Les intellectuels et la culture
Si cette critique se poursuit à rebours, c'est pour mieux affirmer ma préférence résolue pour l'introduction, due à Philippe Forest. Sous un titre anodin, « Le concept contemporain de culture », Philippe Forest écrit en réalité l'histoire des rapports entre les intellectuels et la culture depuis une vingtaine d'années. Il met ainsi en évidence le « retournement » qui s'est produit pendant cette période : « Hier, on considérait le plus souvent la culture comme un privilège à conquérir, voire à abolir; aujourd'hui, on la tient essentiellement pour un bien menacé qu'il ne s'agit plus que de défendre et de préserver ». Dans les années 70, « objet de dérision, d'indifférence ou de réprobation », la culture est devenue désormais un objet d'inquiétude, dont on interroge « l'hypothétique déclin » dans un débat « proprement mélancolique ». L'analyse de ces débats portés par des Finkielkraut, Sallenave et autres Fumaroli et leur mise en perspective avec les positions de Camus, Sartre ou Tel Quel sont un morceau de bravoure dont la sérénité tranche avec les polémiques habituelles, qui nous assourdissent sans nous éclairer.
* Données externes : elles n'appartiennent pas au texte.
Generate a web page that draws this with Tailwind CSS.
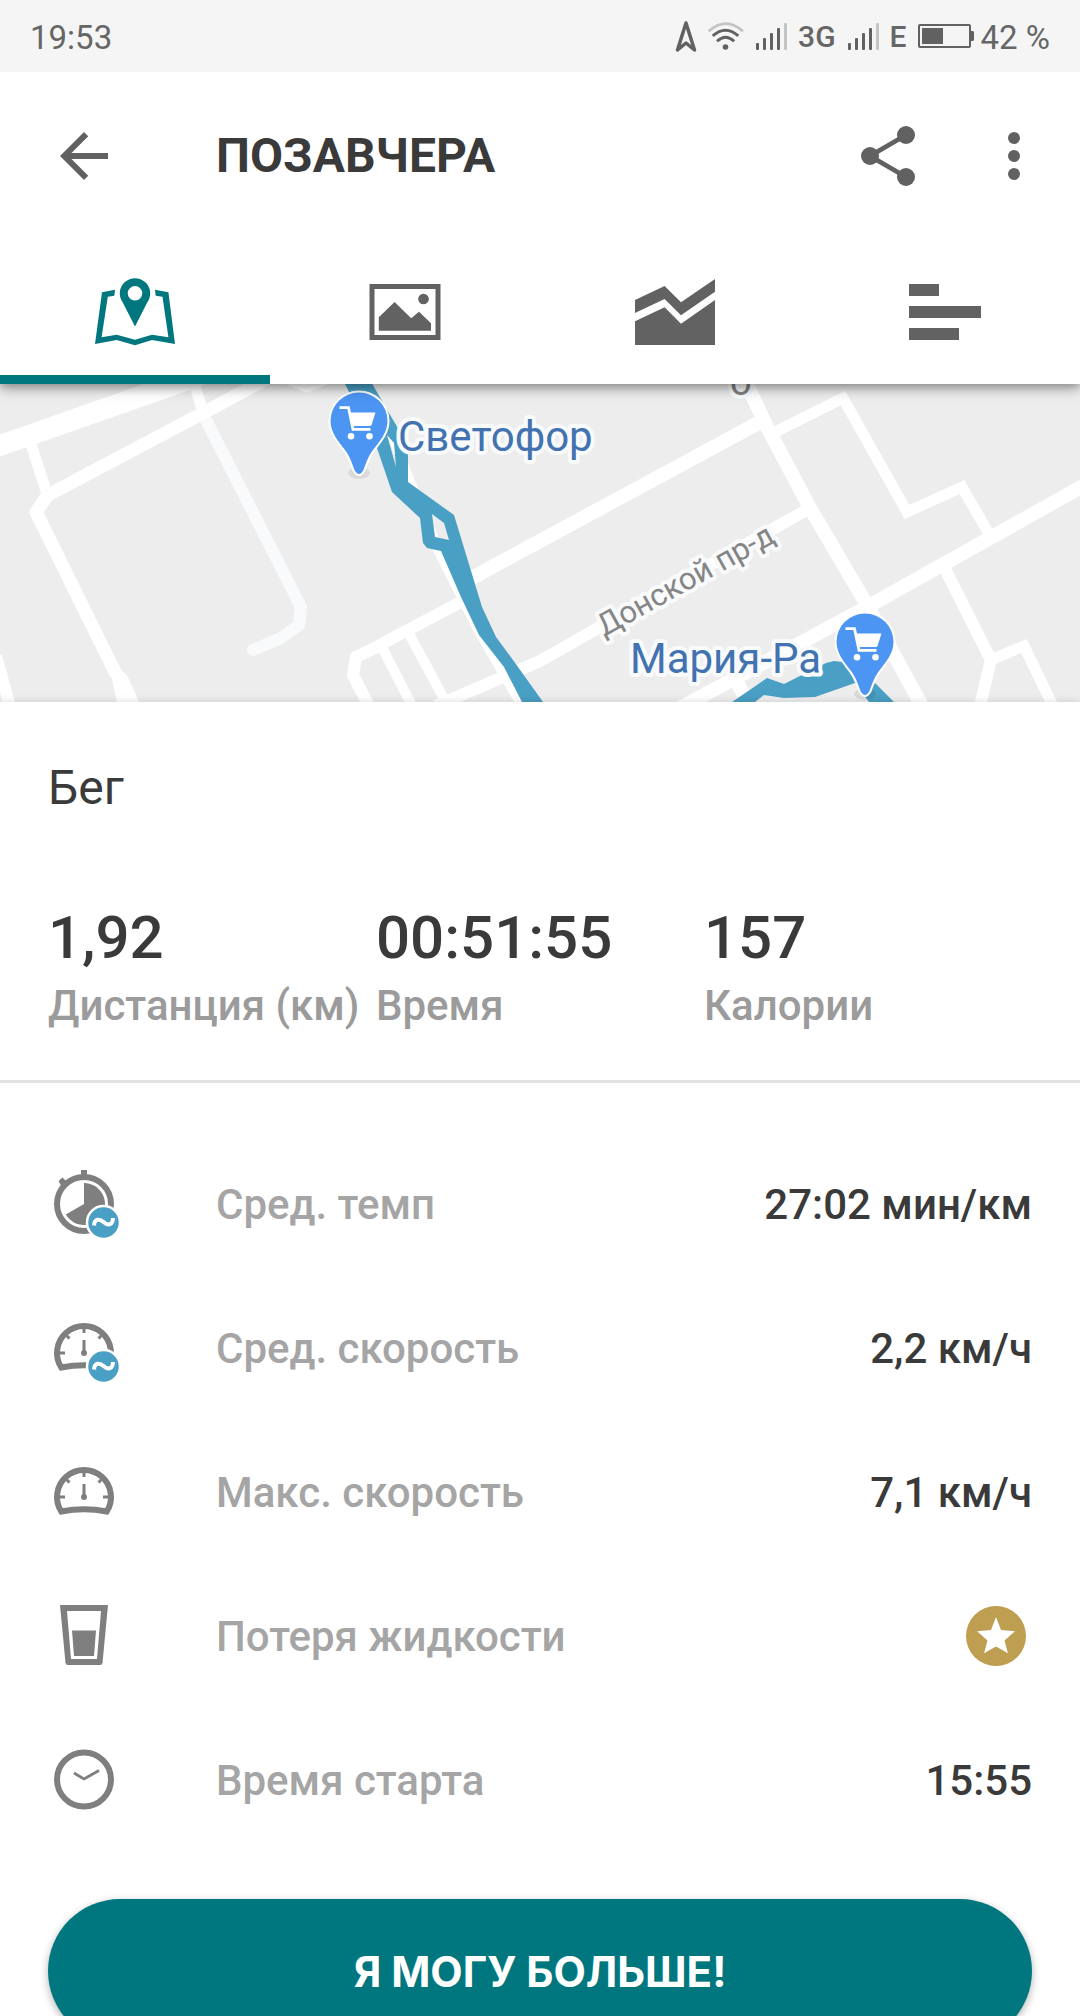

Enfin, après avoir ainsi remonté le sommaire dans son entier, j'ajouterai un mot pour qualifier le traitement que cet ouvrage réserve à la politique de la lecture et aux bibliothèques : insuffisant. La création de la Direction du livre en 1975 n'est citée, en une ligne, que dans la chronologie et la Bibliothèque de France est expédiée en une demi-phrase : « La Très Grande Bibliothèque et le projet du Grand Louvre sont toujours en cours de réalisation » - encore le Grand Louvre a-t-il droit à un encadré complémentaire (et illustré).
Cette remarque corporatiste ne doit pas cacher in fine les mérites de cet ouvrage, qui fournit sur un sujet rarement traité une synthèse utile et parfois brillante.